(Pages as source code)
# # # # # # #
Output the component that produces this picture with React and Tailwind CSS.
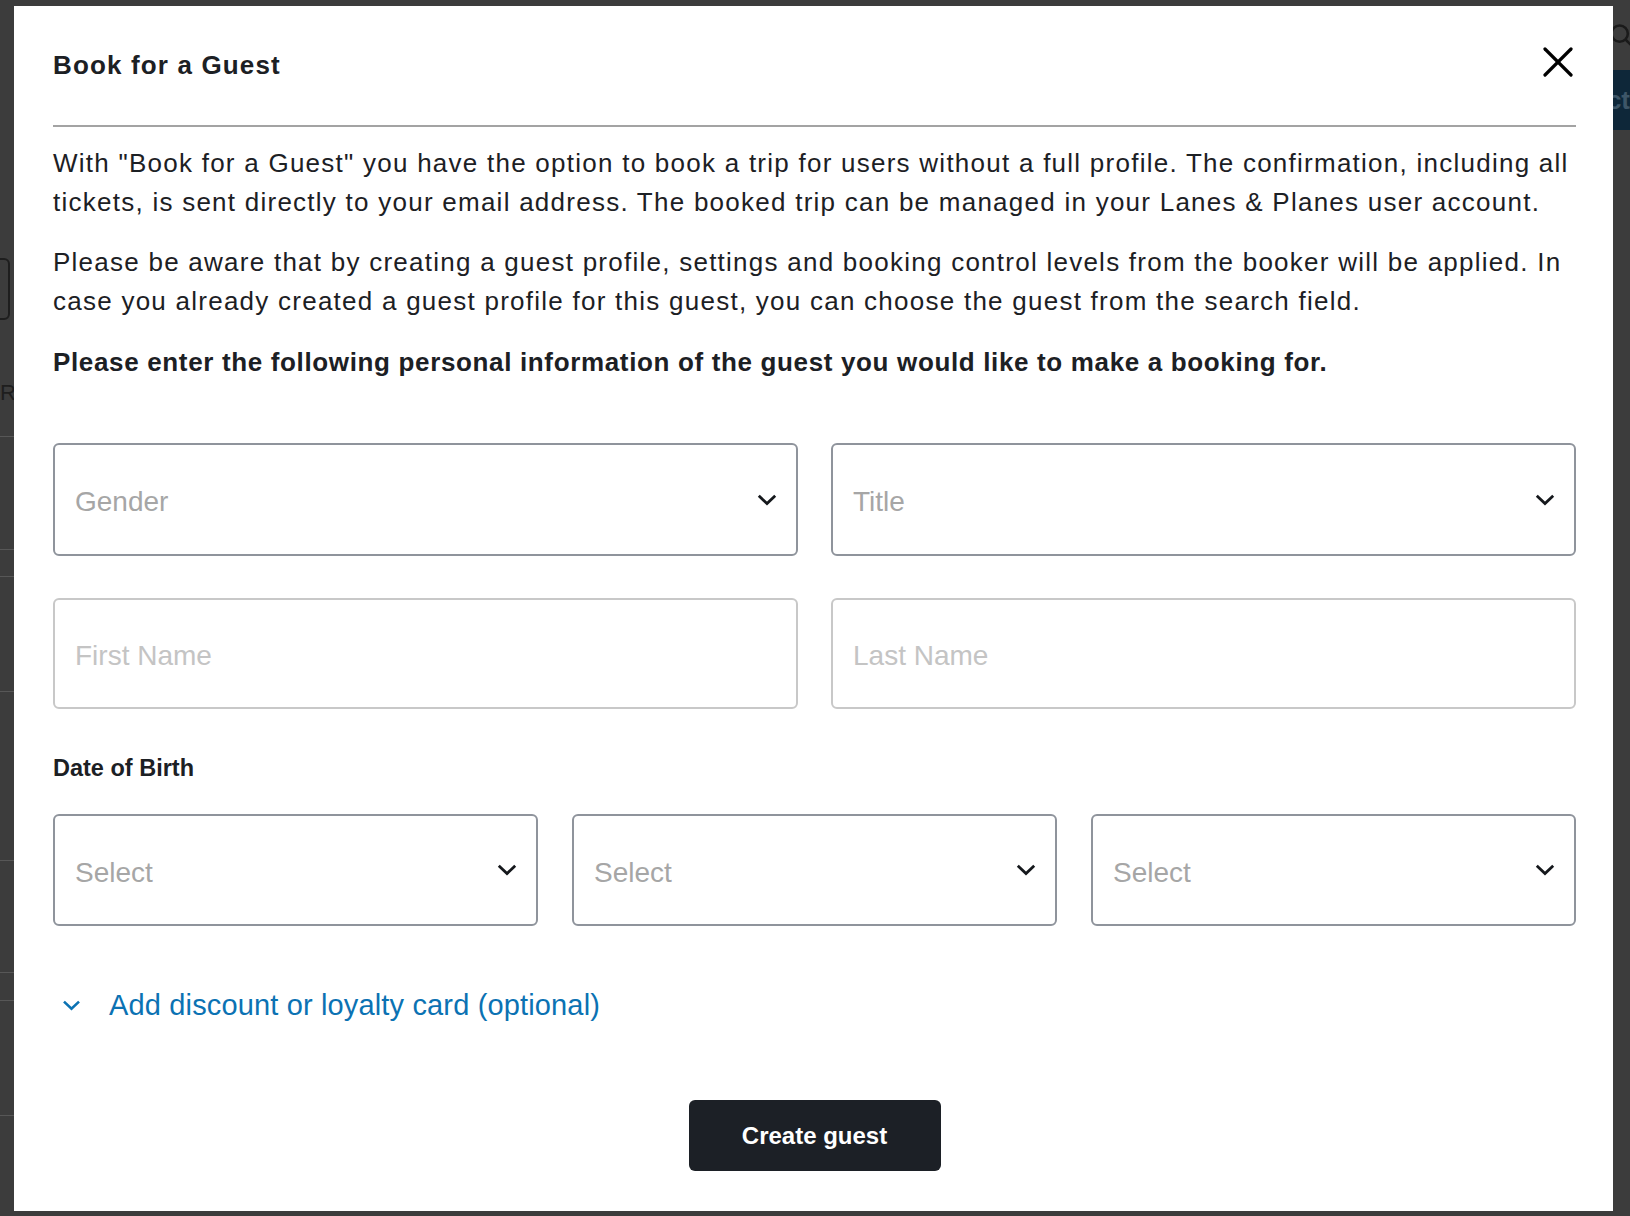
import React from 'react';

function Chevron({ className = '' }) {
  return (
    <svg viewBox="0 0 20 12" className={className} fill="none" stroke="currentColor" strokeWidth="2.8">
      <polyline points="1.8,1.8 10,9.6 18.2,1.8" />
    </svg>
  );
}

function SelectBox({ placeholder, height = 'h-[113px]' }) {
  return (
    <div className={`flex ${height} items-center justify-between rounded-[6px] border-2 border-[#8f949c] pl-[20px] pr-[19px]`}>
      <span className="pt-[5px] text-[28px] text-[#a6a6a6]">{placeholder}</span>
      <Chevron className="h-[12px] w-[20px] text-[#15181c]" />
    </div>
  );
}

function TextInput({ placeholder }) {
  return (
    <input
      placeholder={placeholder}
      className="h-[111px] w-full rounded-[6px] border-2 border-[#c8c8c8] px-[20px] pt-[4px] text-[28px] text-[#1b1f23] outline-none placeholder:text-[#c4c4c4]"
    />
  );
}

export default function App() {
  return (
    <div className="relative flex h-[1216px] w-full justify-between overflow-hidden bg-[#3c3c3c] font-['Liberation_Sans',Arial,sans-serif]">
      {/* page behind the overlay */}
      <div className="flex w-[60px] flex-col">
        <div className="ml-[-20px] mt-[258px] h-[62px] w-[30px] rounded-[6px] border-2 border-[#1e1e1e]" />
        <div className="mt-[60px] text-[22px] leading-[26px] text-[#1e1e1e]">R</div>
        <div className="mt-[30px] border-t border-[#575757]" />
        <div className="mt-[112px] border-t border-[#575757]" />
        <div className="mt-[26px] border-t border-[#575757]" />
        <div className="mt-[114px] border-t border-[#575757]" />
        <div className="mt-[168px] border-t border-[#575757]" />
        <div className="mt-[111px] border-t border-[#575757]" />
        <div className="mt-[27px] border-t border-[#575757]" />
        <div className="mt-[114px] border-t border-[#575757]" />
      </div>
      <div className="flex w-[60px] flex-col items-end">
        <svg viewBox="0 0 24 24" className="mr-[-6px] mt-[22px] h-[28px] w-[28px]" fill="none" stroke="#1a1a1a" strokeWidth="2.2">
          <circle cx="10" cy="10" r="7" />
          <line x1="15" y1="15" x2="22" y2="22" />
        </svg>
        <div className="mt-[20px] flex h-[60px] w-[60px] items-center justify-end bg-[#0e2739] text-[26px] font-bold text-[#3d5668]">
          ct
        </div>
      </div>

      {/* modal */}
      <div className="absolute left-[14px] top-[6px] flex h-[1205px] w-[1599px] flex-col bg-white pb-[40px] pl-[39px] pr-[37px] text-[#1c2024]">
        <div className="flex h-[119px] items-start justify-between pt-[43px]">
          <h2 className="text-[26px] font-bold leading-[32px] tracking-[1.15px]">Book for a Guest</h2>
          <button className="mr-[3px] mt-[-2px] h-[30px] w-[30px]" aria-label="Close">
            <svg viewBox="0 0 30 30" className="h-[30px] w-[30px]" fill="none" stroke="#000" strokeWidth="3.2" strokeLinecap="round">
              <line x1="2" y1="2" x2="28" y2="28" />
              <line x1="28" y1="2" x2="2" y2="28" />
            </svg>
          </button>
        </div>
        <div className="h-[2px] bg-[#a3a3a3]" />

        <p className="mt-[17px] text-[26px] leading-[39.5px] tracking-[1.25px]">
          With "Book for a Guest" you have the option to book a trip for users without a full profile. The confirmation, including all tickets, is sent directly to your email address. The booked trip can be managed in your Lanes &amp; Planes user account.
        </p>
        <p className="mt-[20px] text-[26px] leading-[39.5px] tracking-[1.25px]">
          Please be aware that by creating a guest profile, settings and booking control levels from the booker will be applied. In case you already created a guest profile for this guest, you can choose the guest from the search field.
        </p>
        <p className="mt-[21px] text-[26px] font-bold leading-[39.5px] tracking-[0.65px]">
          Please enter the following personal information of the guest you would like to make a booking for.
        </p>

        <div className="mt-[61px] grid grid-cols-2 gap-x-[33px] gap-y-[42px]">
          <SelectBox placeholder="Gender" />
          <SelectBox placeholder="Title" />
          <TextInput placeholder="First Name" />
          <TextInput placeholder="Last Name" />
        </div>

        <div className="mt-[45px] text-[23.5px] font-bold leading-[28px]">Date of Birth</div>
        <div className="mt-[32px] grid grid-cols-3 gap-[34px]">
          <SelectBox placeholder="Select" height="h-[112px]" />
          <SelectBox placeholder="Select" height="h-[112px]" />
          <SelectBox placeholder="Select" height="h-[112px]" />
        </div>

        <button className="mt-[61px] flex items-center self-start text-[#0b72b3]">
          <Chevron className="ml-[9px] h-[11px] w-[19px]" />
          <span className="ml-[28px] text-[29px] leading-[36px] tracking-[0.15px]">Add discount or loyalty card (optional)</span>
        </button>

        <div className="mt-[77px] flex justify-center">
          <button className="h-[71px] w-[252px] rounded-[6px] bg-[#1c2026] text-[24px] font-bold text-white">Create guest</button>
        </div>
      </div>
    </div>
  );
}
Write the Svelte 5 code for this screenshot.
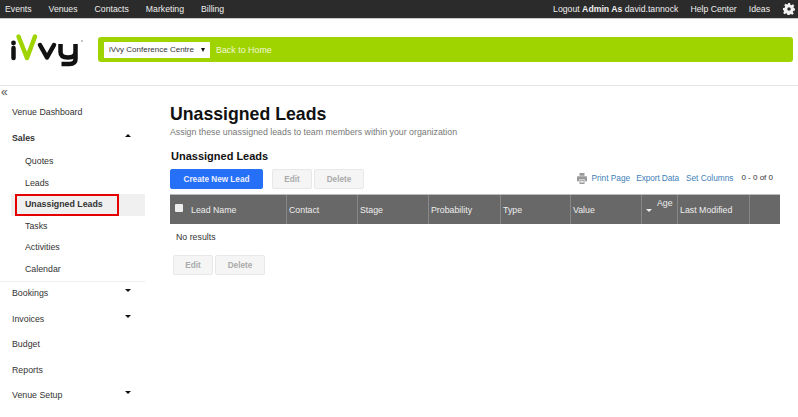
# # # # # # #
* [PROBLEM TO WORK ON]
Repeat the data exactly, dropping every picture it holds.

* [SOLUTION FOR THIS PROBLEM]
Output the component that produces this picture with React and Tailwind CSS.
import React from 'react';

function Chevron({ className = '' }) {
  return (
    <svg viewBox="0 0 20 12" className={className} fill="none" stroke="currentColor" strokeWidth="2.8">
      <polyline points="1.8,1.8 10,9.6 18.2,1.8" />
    </svg>
  );
}

function SelectBox({ placeholder, height = 'h-[113px]' }) {
  return (
    <div className={`flex ${height} items-center justify-between rounded-[6px] border-2 border-[#8f949c] pl-[20px] pr-[19px]`}>
      <span className="pt-[5px] text-[28px] text-[#a6a6a6]">{placeholder}</span>
      <Chevron className="h-[12px] w-[20px] text-[#15181c]" />
    </div>
  );
}

function TextInput({ placeholder }) {
  return (
    <input
      placeholder={placeholder}
      className="h-[111px] w-full rounded-[6px] border-2 border-[#c8c8c8] px-[20px] pt-[4px] text-[28px] text-[#1b1f23] outline-none placeholder:text-[#c4c4c4]"
    />
  );
}

export default function App() {
  return (
    <div className="relative flex h-[1216px] w-full justify-between overflow-hidden bg-[#3c3c3c] font-['Liberation_Sans',Arial,sans-serif]">
      {/* page behind the overlay */}
      <div className="flex w-[60px] flex-col">
        <div className="ml-[-20px] mt-[258px] h-[62px] w-[30px] rounded-[6px] border-2 border-[#1e1e1e]" />
        <div className="mt-[60px] text-[22px] leading-[26px] text-[#1e1e1e]">R</div>
        <div className="mt-[30px] border-t border-[#575757]" />
        <div className="mt-[112px] border-t border-[#575757]" />
        <div className="mt-[26px] border-t border-[#575757]" />
        <div className="mt-[114px] border-t border-[#575757]" />
        <div className="mt-[168px] border-t border-[#575757]" />
        <div className="mt-[111px] border-t border-[#575757]" />
        <div className="mt-[27px] border-t border-[#575757]" />
        <div className="mt-[114px] border-t border-[#575757]" />
      </div>
      <div className="flex w-[60px] flex-col items-end">
        <svg viewBox="0 0 24 24" className="mr-[-6px] mt-[22px] h-[28px] w-[28px]" fill="none" stroke="#1a1a1a" strokeWidth="2.2">
          <circle cx="10" cy="10" r="7" />
          <line x1="15" y1="15" x2="22" y2="22" />
        </svg>
        <div className="mt-[20px] flex h-[60px] w-[60px] items-center justify-end bg-[#0e2739] text-[26px] font-bold text-[#3d5668]">
          ct
        </div>
      </div>

      {/* modal */}
      <div className="absolute left-[14px] top-[6px] flex h-[1205px] w-[1599px] flex-col bg-white pb-[40px] pl-[39px] pr-[37px] text-[#1c2024]">
        <div className="flex h-[119px] items-start justify-between pt-[43px]">
          <h2 className="text-[26px] font-bold leading-[32px] tracking-[1.15px]">Book for a Guest</h2>
          <button className="mr-[3px] mt-[-2px] h-[30px] w-[30px]" aria-label="Close">
            <svg viewBox="0 0 30 30" className="h-[30px] w-[30px]" fill="none" stroke="#000" strokeWidth="3.2" strokeLinecap="round">
              <line x1="2" y1="2" x2="28" y2="28" />
              <line x1="28" y1="2" x2="2" y2="28" />
            </svg>
          </button>
        </div>
        <div className="h-[2px] bg-[#a3a3a3]" />

        <p className="mt-[17px] text-[26px] leading-[39.5px] tracking-[1.25px]">
          With "Book for a Guest" you have the option to book a trip for users without a full profile. The confirmation, including all tickets, is sent directly to your email address. The booked trip can be managed in your Lanes &amp; Planes user account.
        </p>
        <p className="mt-[20px] text-[26px] leading-[39.5px] tracking-[1.25px]">
          Please be aware that by creating a guest profile, settings and booking control levels from the booker will be applied. In case you already created a guest profile for this guest, you can choose the guest from the search field.
        </p>
        <p className="mt-[21px] text-[26px] font-bold leading-[39.5px] tracking-[0.65px]">
          Please enter the following personal information of the guest you would like to make a booking for.
        </p>

        <div className="mt-[61px] grid grid-cols-2 gap-x-[33px] gap-y-[42px]">
          <SelectBox placeholder="Gender" />
          <SelectBox placeholder="Title" />
          <TextInput placeholder="First Name" />
          <TextInput placeholder="Last Name" />
        </div>

        <div className="mt-[45px] text-[23.5px] font-bold leading-[28px]">Date of Birth</div>
        <div className="mt-[32px] grid grid-cols-3 gap-[34px]">
          <SelectBox placeholder="Select" height="h-[112px]" />
          <SelectBox placeholder="Select" height="h-[112px]" />
          <SelectBox placeholder="Select" height="h-[112px]" />
        </div>

        <button className="mt-[61px] flex items-center self-start text-[#0b72b3]">
          <Chevron className="ml-[9px] h-[11px] w-[19px]" />
          <span className="ml-[28px] text-[29px] leading-[36px] tracking-[0.15px]">Add discount or loyalty card (optional)</span>
        </button>

        <div className="mt-[77px] flex justify-center">
          <button className="h-[71px] w-[252px] rounded-[6px] bg-[#1c2026] text-[24px] font-bold text-white">Create guest</button>
        </div>
      </div>
    </div>
  );
}
Write the Svelte 5 code for this screenshot.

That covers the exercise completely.